(Code that builds pages)
[START]
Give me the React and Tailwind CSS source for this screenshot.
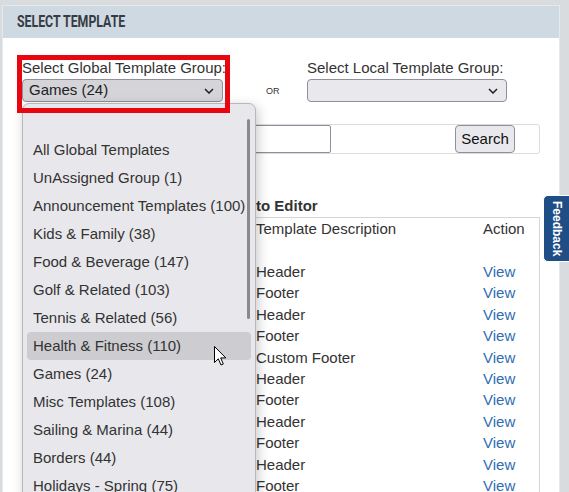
import React from "react";

const items = [
  "",
  "All Global Templates",
  "UnAssigned Group (1)",
  "Announcement Templates (100)",
  "Kids & Family (38)",
  "Food & Beverage (147)",
  "Golf & Related (103)",
  "Tennis & Related (56)",
  "Health & Fitness (110)",
  "Games (24)",
  "Misc Templates (108)",
  "Sailing & Marina (44)",
  "Borders (44)",
  "Holidays - Spring (75)",
];

const rows = [
  "Header",
  "Footer",
  "Header",
  "Footer",
  "Custom Footer",
  "Header",
  "Footer",
  "Header",
  "Footer",
  "Header",
  "Footer",
];

function Chevron() {
  return (
    <svg width="10" height="6" viewBox="0 0 10 6" className="shrink-0">
      <path d="M1 1 L5 5 L9 1" fill="none" stroke="#1f1f1f" strokeWidth="1.5" />
    </svg>
  );
}

export default function App() {
  return (
    <div className="relative w-[569px] h-[492px] overflow-hidden bg-[#d9dcdf] font-['Liberation_Sans',Arial,sans-serif] text-[15px] text-[#333]">
      <div className="ml-[2px] mt-[5px] w-[558px] h-[487px] bg-white border border-b-0 border-[#e6e9ec]">
        <div className="h-[32px] bg-[#cfd9e2] pl-[14px] flex items-center">
          <span className="inline-block font-['Roboto',sans-serif] font-bold text-[16px] leading-none text-[#363c44] scale-x-[0.77] origin-left whitespace-nowrap">
            SELECT TEMPLATE
          </span>
        </div>
        <div className="px-[19px] pt-[21px]">
          <div className="flex items-start">
            <div className="w-[201px]">
              <div className="leading-[17px] whitespace-nowrap">Select Global Template Group:</div>
              <div className="mt-[3px] h-[23px] rounded-[4px] border border-[#8f8f9d] bg-[#d4d4d9] flex items-center justify-between pl-[6px] pr-[8px] text-[#222]">
                <span>Games (24)</span>
                <Chevron />
              </div>
            </div>
            <div className="w-[84px] pl-[43px] pt-[27px] text-[9px] leading-[10px]">OR</div>
            <div className="w-[200px]">
              <div className="leading-[17px] whitespace-nowrap">Select Local Template Group:</div>
              <div className="mt-[3px] h-[23px] rounded-[4px] border border-[#8f8f9d] bg-[#e9e9ed] flex items-center justify-end pr-[8px]">
                <Chevron />
              </div>
            </div>
          </div>

          <div className="mt-[22px] h-[30px] border border-[#dcdcdc] rounded-[3px] flex items-center">
            <div className="w-[308px] h-[28px] border border-[#8f8f9d] rounded-[2px] bg-white" />
            <div className="ml-auto mr-[24px] w-[60px] h-[28px] rounded-[4px] border border-[#8f8f9d] bg-[#e9e9ed] flex items-center justify-center text-[#111]">
              Search
            </div>
          </div>

          <div className="mt-[43px] flex font-bold leading-[17px]">
            <span className="w-[234px] shrink-0" />
            <span>to Editor</span>
          </div>

          <div className="mt-[3px] border-t border-l border-r border-[#d6d6d6]">
            <div className="grid grid-cols-[233px_227px_1fr] h-[43px] pt-[2px] leading-[17px]">
              <div />
              <div>Template Description</div>
              <div>Action</div>
            </div>
            {rows.map((r, i) => (
              <div key={i} className="grid grid-cols-[233px_227px_1fr] h-[21.4px] leading-[21.4px]">
                <div />
                <div>{r}</div>
                <div className="text-[#2f6db3]">View</div>
              </div>
            ))}
          </div>
        </div>
      </div>

      {/* dropdown list */}
      <div className="absolute left-[22px] top-[103px] w-[234px] h-[400px] bg-[#e8e8ec] border border-[#b8b8bc] rounded-t-[7px] shadow-[2px_3px_12px_rgba(0,0,0,0.22)] pt-[4px]">
        {items.map((it, i) => (
          <div
            key={i}
            className={
              "mx-[4px] h-[28px] leading-[28px] pl-[6px] rounded-[4px] whitespace-nowrap text-[#333] " +
              (i === 8 ? "bg-[#cdcdd1]" : "")
            }
          >
            {it}
          </div>
        ))}
        <div className="absolute left-[224px] top-[15px] w-[2.5px] h-[200px] rounded-full bg-[#8a8a8a]" />
      </div>

      {/* red annotation */}
      <div className="absolute left-[17px] top-[55px] w-[213px] h-[58px] border-[5px] border-[#e8070e]" />

      {/* feedback tab */}
      <div className="absolute left-[543px] top-[195px] w-[32px] h-[67px] bg-[#1f4e86] border-[1.5px] border-white rounded-l-[5px] flex items-start pl-[6px] pt-[5px]">
        <span className="[writing-mode:vertical-rl] text-white font-bold text-[12px] leading-[13px]">Feedback</span>
      </div>

      {/* mouse cursor */}
      <svg className="absolute left-[214px] top-[346px]" width="13" height="20" viewBox="0 0 13 20">
        <path
          d="M0.5 0.5 L0.5 16.5 L4.3 12.8 L7 19 L9.3 18 L6.7 11.9 L11.8 11.9 Z"
          fill="#fff"
          stroke="#000"
          strokeWidth="1"
          strokeLinejoin="round"
        />
      </svg>
    </div>
  );
}
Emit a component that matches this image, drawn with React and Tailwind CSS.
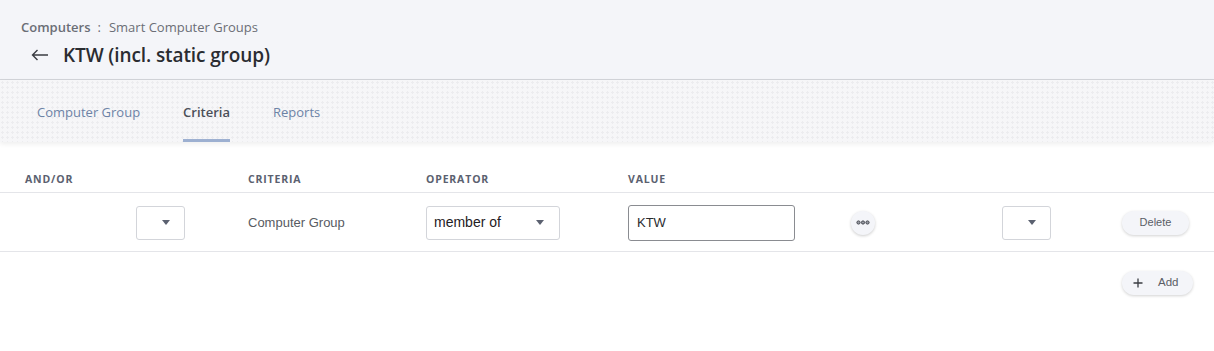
[END]
● **DIRECTION**: Reproduce all of the entries word for word, skipping any pictures they hold.

● **SOLUTION FOR THIS EXERCISE**:
Give me the React and Tailwind CSS source for this screenshot.
import React from "react";

const items = [
  "",
  "All Global Templates",
  "UnAssigned Group (1)",
  "Announcement Templates (100)",
  "Kids & Family (38)",
  "Food & Beverage (147)",
  "Golf & Related (103)",
  "Tennis & Related (56)",
  "Health & Fitness (110)",
  "Games (24)",
  "Misc Templates (108)",
  "Sailing & Marina (44)",
  "Borders (44)",
  "Holidays - Spring (75)",
];

const rows = [
  "Header",
  "Footer",
  "Header",
  "Footer",
  "Custom Footer",
  "Header",
  "Footer",
  "Header",
  "Footer",
  "Header",
  "Footer",
];

function Chevron() {
  return (
    <svg width="10" height="6" viewBox="0 0 10 6" className="shrink-0">
      <path d="M1 1 L5 5 L9 1" fill="none" stroke="#1f1f1f" strokeWidth="1.5" />
    </svg>
  );
}

export default function App() {
  return (
    <div className="relative w-[569px] h-[492px] overflow-hidden bg-[#d9dcdf] font-['Liberation_Sans',Arial,sans-serif] text-[15px] text-[#333]">
      <div className="ml-[2px] mt-[5px] w-[558px] h-[487px] bg-white border border-b-0 border-[#e6e9ec]">
        <div className="h-[32px] bg-[#cfd9e2] pl-[14px] flex items-center">
          <span className="inline-block font-['Roboto',sans-serif] font-bold text-[16px] leading-none text-[#363c44] scale-x-[0.77] origin-left whitespace-nowrap">
            SELECT TEMPLATE
          </span>
        </div>
        <div className="px-[19px] pt-[21px]">
          <div className="flex items-start">
            <div className="w-[201px]">
              <div className="leading-[17px] whitespace-nowrap">Select Global Template Group:</div>
              <div className="mt-[3px] h-[23px] rounded-[4px] border border-[#8f8f9d] bg-[#d4d4d9] flex items-center justify-between pl-[6px] pr-[8px] text-[#222]">
                <span>Games (24)</span>
                <Chevron />
              </div>
            </div>
            <div className="w-[84px] pl-[43px] pt-[27px] text-[9px] leading-[10px]">OR</div>
            <div className="w-[200px]">
              <div className="leading-[17px] whitespace-nowrap">Select Local Template Group:</div>
              <div className="mt-[3px] h-[23px] rounded-[4px] border border-[#8f8f9d] bg-[#e9e9ed] flex items-center justify-end pr-[8px]">
                <Chevron />
              </div>
            </div>
          </div>

          <div className="mt-[22px] h-[30px] border border-[#dcdcdc] rounded-[3px] flex items-center">
            <div className="w-[308px] h-[28px] border border-[#8f8f9d] rounded-[2px] bg-white" />
            <div className="ml-auto mr-[24px] w-[60px] h-[28px] rounded-[4px] border border-[#8f8f9d] bg-[#e9e9ed] flex items-center justify-center text-[#111]">
              Search
            </div>
          </div>

          <div className="mt-[43px] flex font-bold leading-[17px]">
            <span className="w-[234px] shrink-0" />
            <span>to Editor</span>
          </div>

          <div className="mt-[3px] border-t border-l border-r border-[#d6d6d6]">
            <div className="grid grid-cols-[233px_227px_1fr] h-[43px] pt-[2px] leading-[17px]">
              <div />
              <div>Template Description</div>
              <div>Action</div>
            </div>
            {rows.map((r, i) => (
              <div key={i} className="grid grid-cols-[233px_227px_1fr] h-[21.4px] leading-[21.4px]">
                <div />
                <div>{r}</div>
                <div className="text-[#2f6db3]">View</div>
              </div>
            ))}
          </div>
        </div>
      </div>

      {/* dropdown list */}
      <div className="absolute left-[22px] top-[103px] w-[234px] h-[400px] bg-[#e8e8ec] border border-[#b8b8bc] rounded-t-[7px] shadow-[2px_3px_12px_rgba(0,0,0,0.22)] pt-[4px]">
        {items.map((it, i) => (
          <div
            key={i}
            className={
              "mx-[4px] h-[28px] leading-[28px] pl-[6px] rounded-[4px] whitespace-nowrap text-[#333] " +
              (i === 8 ? "bg-[#cdcdd1]" : "")
            }
          >
            {it}
          </div>
        ))}
        <div className="absolute left-[224px] top-[15px] w-[2.5px] h-[200px] rounded-full bg-[#8a8a8a]" />
      </div>

      {/* red annotation */}
      <div className="absolute left-[17px] top-[55px] w-[213px] h-[58px] border-[5px] border-[#e8070e]" />

      {/* feedback tab */}
      <div className="absolute left-[543px] top-[195px] w-[32px] h-[67px] bg-[#1f4e86] border-[1.5px] border-white rounded-l-[5px] flex items-start pl-[6px] pt-[5px]">
        <span className="[writing-mode:vertical-rl] text-white font-bold text-[12px] leading-[13px]">Feedback</span>
      </div>

      {/* mouse cursor */}
      <svg className="absolute left-[214px] top-[346px]" width="13" height="20" viewBox="0 0 13 20">
        <path
          d="M0.5 0.5 L0.5 16.5 L4.3 12.8 L7 19 L9.3 18 L6.7 11.9 L11.8 11.9 Z"
          fill="#fff"
          stroke="#000"
          strokeWidth="1"
          strokeLinejoin="round"
        />
      </svg>
    </div>
  );
}
Emit a component that matches this image, drawn with React and Tailwind CSS.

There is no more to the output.